5.10.2008

Sue Johanson is forcing me to review erotic literature.

Sue Johanson defined an entire era of my life, which can also be called “college.” But since I graduated I haven’t really been keeping up with the Treasure Chest and how to get my boyfriends flaccid penis to begin working correctly…yes I think he’s straight? And now, NOW, she is retiring. WOE IS ME!

I once had an entire relationship based on a mutual love of Sue (wussup Brad!) where we would sit in his dorm bed eat popcorn and listen intently for Sue’s infinite wisdom which included such gems as the actual number of holes a girl has (three!) where the clitoris is (not by the butt hole) and what a taint is (the skin between the ball sac and the butt hole). Really, I suppose I learned a lot about the butt hole in general.

I can’t believe Sue is retiring, even though she is 77. It’s devastating news really. Where are all my Southern-bred Bible-belt peers going to learn where to put their pieces-parts erotically and sensually without this beloved Toronto nurse?

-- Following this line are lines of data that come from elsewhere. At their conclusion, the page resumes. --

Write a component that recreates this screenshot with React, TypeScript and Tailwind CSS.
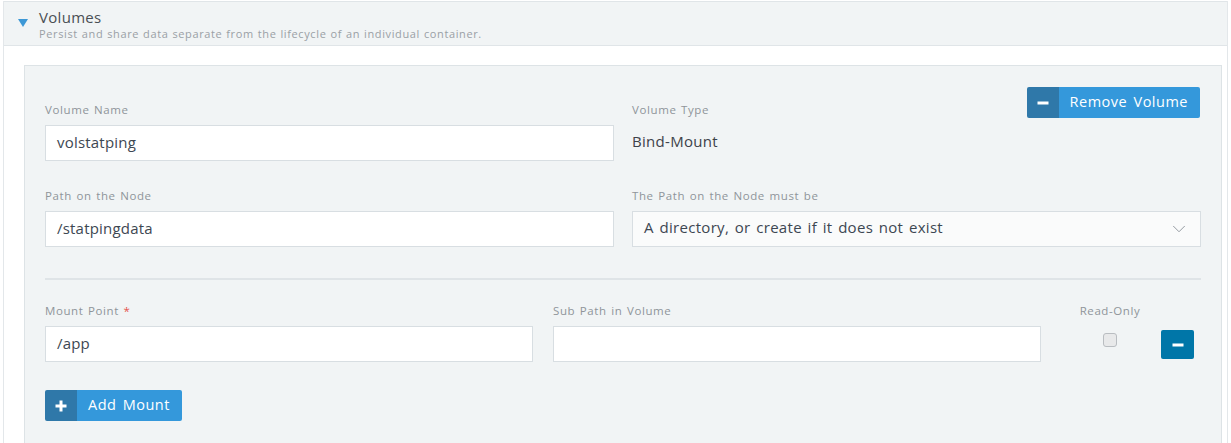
import { ChevronDown } from "lucide-react";

const font = { fontFamily: '"Open Sans", "Liberation Sans", sans-serif' };

function Label({ children }: { children: React.ReactNode }) {
  return (
    <div className="text-[11.5px] leading-4 text-[#8f959a] mb-[7px] h-4 tracking-[0.6px] [word-spacing:1px]">
      {children}
    </div>
  );
}

function TextInput({ value }: { value: string }) {
  return (
    <div className="h-[36px] bg-white border border-[#d8dee2] flex items-center px-[11px] pb-[2px] text-[15px] text-[#3d4752] tracking-[0.2px]">
      {value}
    </div>
  );
}

function IconButton({ icon, label }: { icon: "plus" | "minus"; label: string }) {
  return (
    <button type="button" className="flex h-[31px] rounded-[2px] overflow-hidden text-white text-[14.5px] tracking-[0.5px] [word-spacing:2px]">
      <span className="w-[32px] bg-[#2f78a9] flex items-center justify-center">
        {icon === "plus" ? (
          <svg width="12" height="12" viewBox="0 0 12 12">
            <rect x="4.5" y="0.5" width="3" height="11" fill="white" />
            <rect x="0.5" y="4.5" width="11" height="3" fill="white" />
          </svg>
        ) : (
          <svg width="12" height="12" viewBox="0 0 12 12">
            <rect x="0.5" y="4.5" width="11" height="3" fill="white" />
          </svg>
        )}
      </span>
      <span className="bg-[#3498db] flex items-center pl-[11px] pr-[12px] pb-px">{label}</span>
    </button>
  );
}

export default function App() {
  return (
    <div style={font} className="w-[1231px] h-[443px] bg-white overflow-hidden pl-[3px] pr-[3px]">
      <div className="border-x border-[#e3e7ea] h-full">
        {/* header */}
        <div className="bg-[#f1f4f5] border-y border-[#e0e5e8] h-[45px] mt-px flex items-start pl-[14px] pt-[6px]">
          <svg width="10" height="8" viewBox="0 0 10 8" className="mt-[11px] mr-[11px]">
            <polygon points="0,0 10,0 5,8" fill="#3d98d6" />
          </svg>
          <div>
            <div className="text-[15px] leading-[18px] text-[#4a4f54] tracking-[0.3px]">Volumes</div>
            <div className="text-[11px] leading-[16px] text-[#9aa0a5] tracking-[0.62px] [word-spacing:0.5px]">
              Persist and share data separate from the lifecycle of an individual container.
            </div>
          </div>
        </div>

        {/* panel */}
        <div className="mt-[19px] ml-[20px] mr-[5px] bg-[#f1f4f5] border border-[#dde3e6] h-[400px] px-[20px] pt-[20px]">
          <div className="flex">
            <div className="flex-1 pr-[17px] pt-[16px]">
              <Label>Volume Name</Label>
              <TextInput value="volstatping" />
              <div className="mt-[27px]">
                <Label>Path on the Node</Label>
                <TextInput value="/statpingdata" />
              </div>
            </div>
            <div className="flex-1 pl-px">
              <div className="flex justify-between">
                <div className="pt-[16px]">
                  <Label>Volume Type</Label>
                  <div className="text-[15px] text-[#3d4249] h-[36px] leading-[33px] tracking-[0.3px]">Bind-Mount</div>
                </div>
                <div className="mt-px mr-px">
                  <IconButton icon="minus" label="Remove Volume" />
                </div>
              </div>
              <div className="mt-[27px]">
                <Label>The Path on the Node must be</Label>
                <div className="h-[36px] bg-[#fafbfb] border border-[#d8dee2] flex items-center justify-between pl-[11px] pr-[10px] text-[15px] text-[#3d4752] tracking-[0.3px] [word-spacing:1.5px]">
                  <span className="pb-[3px]">A directory, or create if it does not exist</span>
                  <ChevronDown size={22} strokeWidth={1} className="text-[#8b9299]" />
                </div>
              </div>
            </div>
          </div>

          <div className="h-[2px] bg-[#dfe4e7] mt-[31px]" />

          <div className="flex mt-[23px] items-start">
            <div className="w-[488px]">
              <Label>
                Mount Point <span className="text-[#e5554f]">*</span>
              </Label>
              <TextInput value="/app" />
            </div>
            <div className="w-[488px] ml-[20px]">
              <Label>Sub Path in Volume</Label>
              <TextInput value="" />
            </div>
            <div className="w-[100px] ml-[19px] flex flex-col items-center">
              <Label>Read-Only</Label>
              <div className="w-[14px] h-[14px] mt-[7px] rounded-[3px] border border-[#b9bdc1] bg-[#e8e9ea]" />
            </div>
            <button type="button" className="ml-px mt-[27px] w-[33px] h-[29px] rounded-[2px] bg-[#0076a8] flex items-center justify-center">
              <svg width="12" height="12" viewBox="0 0 12 12">
                <rect x="0.5" y="4.5" width="11" height="3" fill="white" />
              </svg>
            </button>
          </div>

          <div className="mt-[28px]">
            <IconButton icon="plus" label="Add Mount" />
          </div>
        </div>
      </div>
    </div>
  );
}
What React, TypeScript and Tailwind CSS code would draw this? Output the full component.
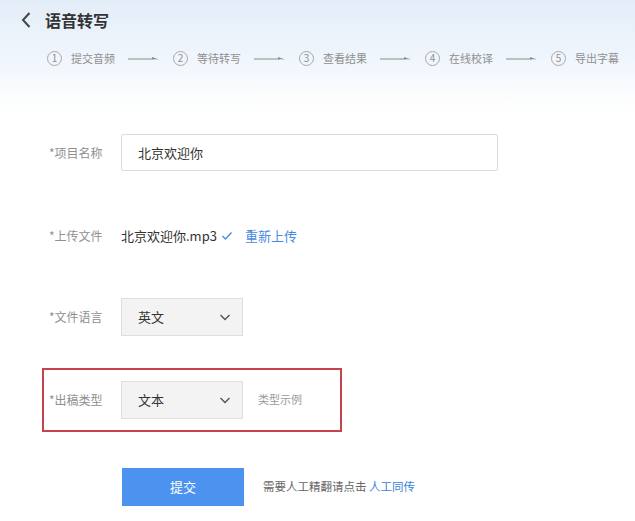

I have an idea, and I don’t think Ed and Lynn are going to like it.

Newest task assigned to myself with great enthusiasm: read as much erotic literature as possible and review it for the masses with tips explaining how to recreate possible situations.

First book on the list: Sexcapades by Honey B (as advertised on the Manhattan 6 train). (I will also be reviewing Sue’s last stand which airs Sunday night at midnight on Oxygen.)